--- Exercise ---
Where a line contains the word "this", copy that line in full.

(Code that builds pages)
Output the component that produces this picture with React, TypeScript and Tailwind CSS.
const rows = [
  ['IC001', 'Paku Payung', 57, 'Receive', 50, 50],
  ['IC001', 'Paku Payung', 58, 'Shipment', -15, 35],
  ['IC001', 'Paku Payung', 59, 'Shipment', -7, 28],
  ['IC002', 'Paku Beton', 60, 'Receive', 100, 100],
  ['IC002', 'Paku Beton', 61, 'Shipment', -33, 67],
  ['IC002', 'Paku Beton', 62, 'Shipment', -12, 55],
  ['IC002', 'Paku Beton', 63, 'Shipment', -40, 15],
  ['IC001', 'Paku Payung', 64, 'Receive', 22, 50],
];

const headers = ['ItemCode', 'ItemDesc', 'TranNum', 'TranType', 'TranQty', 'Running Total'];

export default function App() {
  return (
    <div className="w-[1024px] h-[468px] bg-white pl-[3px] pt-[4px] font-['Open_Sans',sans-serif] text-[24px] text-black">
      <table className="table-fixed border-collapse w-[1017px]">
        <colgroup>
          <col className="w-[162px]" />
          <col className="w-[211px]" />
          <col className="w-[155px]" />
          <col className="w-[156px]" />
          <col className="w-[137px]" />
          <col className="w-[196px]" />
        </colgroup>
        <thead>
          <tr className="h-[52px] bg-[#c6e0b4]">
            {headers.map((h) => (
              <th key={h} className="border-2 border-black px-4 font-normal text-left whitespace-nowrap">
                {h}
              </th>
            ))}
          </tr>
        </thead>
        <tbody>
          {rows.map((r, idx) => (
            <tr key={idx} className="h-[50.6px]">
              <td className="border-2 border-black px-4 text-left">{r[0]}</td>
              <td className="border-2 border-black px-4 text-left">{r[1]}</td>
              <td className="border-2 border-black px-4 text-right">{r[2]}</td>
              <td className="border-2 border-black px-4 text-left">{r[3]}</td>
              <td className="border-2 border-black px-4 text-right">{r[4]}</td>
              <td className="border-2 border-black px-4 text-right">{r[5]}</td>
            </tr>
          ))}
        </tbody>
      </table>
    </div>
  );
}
==
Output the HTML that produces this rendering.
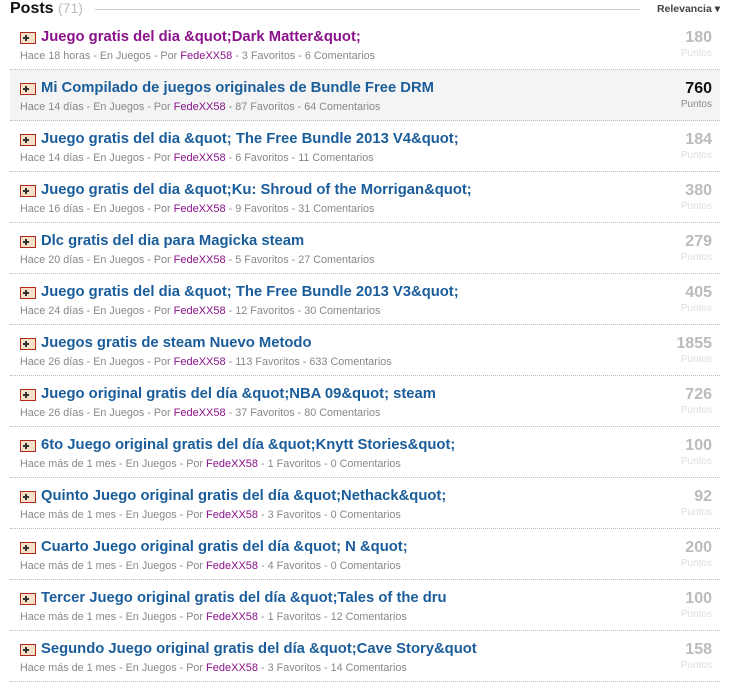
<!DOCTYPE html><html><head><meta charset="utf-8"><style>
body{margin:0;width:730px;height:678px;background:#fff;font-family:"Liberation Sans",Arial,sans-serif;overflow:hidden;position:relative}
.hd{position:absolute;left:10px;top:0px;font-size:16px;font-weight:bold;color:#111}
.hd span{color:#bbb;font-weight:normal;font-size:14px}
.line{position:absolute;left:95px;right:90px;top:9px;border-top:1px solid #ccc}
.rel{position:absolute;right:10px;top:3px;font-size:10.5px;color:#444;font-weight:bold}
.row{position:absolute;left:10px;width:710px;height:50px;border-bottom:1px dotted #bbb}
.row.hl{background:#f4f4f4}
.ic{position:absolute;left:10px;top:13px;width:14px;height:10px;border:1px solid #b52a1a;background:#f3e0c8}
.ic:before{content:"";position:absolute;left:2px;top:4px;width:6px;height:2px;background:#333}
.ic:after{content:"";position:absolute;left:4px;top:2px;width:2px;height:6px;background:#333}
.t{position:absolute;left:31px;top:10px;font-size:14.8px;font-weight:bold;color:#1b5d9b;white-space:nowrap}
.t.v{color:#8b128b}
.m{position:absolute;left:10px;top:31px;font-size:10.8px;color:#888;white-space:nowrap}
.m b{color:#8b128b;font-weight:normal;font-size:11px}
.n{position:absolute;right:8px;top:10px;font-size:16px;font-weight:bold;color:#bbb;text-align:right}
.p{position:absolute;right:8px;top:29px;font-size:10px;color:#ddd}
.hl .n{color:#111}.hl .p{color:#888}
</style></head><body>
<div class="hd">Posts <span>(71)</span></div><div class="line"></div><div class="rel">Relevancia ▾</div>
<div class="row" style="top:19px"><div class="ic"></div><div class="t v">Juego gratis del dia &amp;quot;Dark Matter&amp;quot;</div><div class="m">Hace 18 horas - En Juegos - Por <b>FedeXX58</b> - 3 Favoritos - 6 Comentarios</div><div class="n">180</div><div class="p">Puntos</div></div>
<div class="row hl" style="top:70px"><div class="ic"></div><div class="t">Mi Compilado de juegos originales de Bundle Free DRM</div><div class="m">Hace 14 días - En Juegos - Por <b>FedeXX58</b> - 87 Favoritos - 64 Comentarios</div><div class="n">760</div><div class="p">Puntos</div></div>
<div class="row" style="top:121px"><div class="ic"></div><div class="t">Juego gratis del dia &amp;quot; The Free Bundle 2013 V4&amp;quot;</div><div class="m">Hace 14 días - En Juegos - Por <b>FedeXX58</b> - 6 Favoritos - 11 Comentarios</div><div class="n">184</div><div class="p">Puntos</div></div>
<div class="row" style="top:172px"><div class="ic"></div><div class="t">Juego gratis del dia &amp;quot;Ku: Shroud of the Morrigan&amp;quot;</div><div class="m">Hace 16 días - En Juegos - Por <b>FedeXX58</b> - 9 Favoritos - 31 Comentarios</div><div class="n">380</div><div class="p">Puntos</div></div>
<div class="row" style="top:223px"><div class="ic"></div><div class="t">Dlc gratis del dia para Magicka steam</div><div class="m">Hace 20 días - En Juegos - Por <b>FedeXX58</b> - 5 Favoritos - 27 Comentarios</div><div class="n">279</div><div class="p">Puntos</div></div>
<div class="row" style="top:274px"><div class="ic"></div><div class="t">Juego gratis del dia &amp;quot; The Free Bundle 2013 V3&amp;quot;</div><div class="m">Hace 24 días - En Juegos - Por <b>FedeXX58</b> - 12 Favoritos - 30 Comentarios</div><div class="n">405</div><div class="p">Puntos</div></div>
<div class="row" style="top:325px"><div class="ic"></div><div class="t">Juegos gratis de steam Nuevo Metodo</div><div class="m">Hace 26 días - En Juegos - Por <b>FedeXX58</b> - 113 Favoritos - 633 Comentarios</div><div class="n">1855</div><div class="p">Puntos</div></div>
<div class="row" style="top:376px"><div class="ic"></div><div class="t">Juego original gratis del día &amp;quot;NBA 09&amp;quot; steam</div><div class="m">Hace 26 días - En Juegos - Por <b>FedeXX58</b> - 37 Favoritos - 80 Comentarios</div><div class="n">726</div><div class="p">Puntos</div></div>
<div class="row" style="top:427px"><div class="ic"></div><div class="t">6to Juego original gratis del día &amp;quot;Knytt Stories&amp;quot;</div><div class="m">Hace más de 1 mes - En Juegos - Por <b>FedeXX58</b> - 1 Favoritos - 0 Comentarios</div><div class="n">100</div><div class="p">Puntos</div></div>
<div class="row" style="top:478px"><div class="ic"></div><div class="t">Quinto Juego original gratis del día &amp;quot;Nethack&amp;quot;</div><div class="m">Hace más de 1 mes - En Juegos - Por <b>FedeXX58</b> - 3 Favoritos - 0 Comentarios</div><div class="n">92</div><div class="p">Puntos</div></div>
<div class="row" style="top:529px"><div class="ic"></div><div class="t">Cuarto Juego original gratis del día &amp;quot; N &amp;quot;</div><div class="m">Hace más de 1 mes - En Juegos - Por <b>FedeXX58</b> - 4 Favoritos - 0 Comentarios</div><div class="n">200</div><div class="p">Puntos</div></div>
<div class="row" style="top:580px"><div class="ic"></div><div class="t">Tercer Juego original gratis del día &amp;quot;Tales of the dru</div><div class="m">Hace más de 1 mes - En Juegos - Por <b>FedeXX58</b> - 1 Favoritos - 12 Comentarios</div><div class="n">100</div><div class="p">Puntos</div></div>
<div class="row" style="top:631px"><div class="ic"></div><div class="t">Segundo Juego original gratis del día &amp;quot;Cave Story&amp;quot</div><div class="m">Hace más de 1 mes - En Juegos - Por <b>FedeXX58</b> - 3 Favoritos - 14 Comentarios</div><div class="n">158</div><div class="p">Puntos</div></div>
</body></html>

--- Task response ---
Output the component that produces this picture with React, TypeScript and Tailwind CSS.
Output the HTML that produces this rendering.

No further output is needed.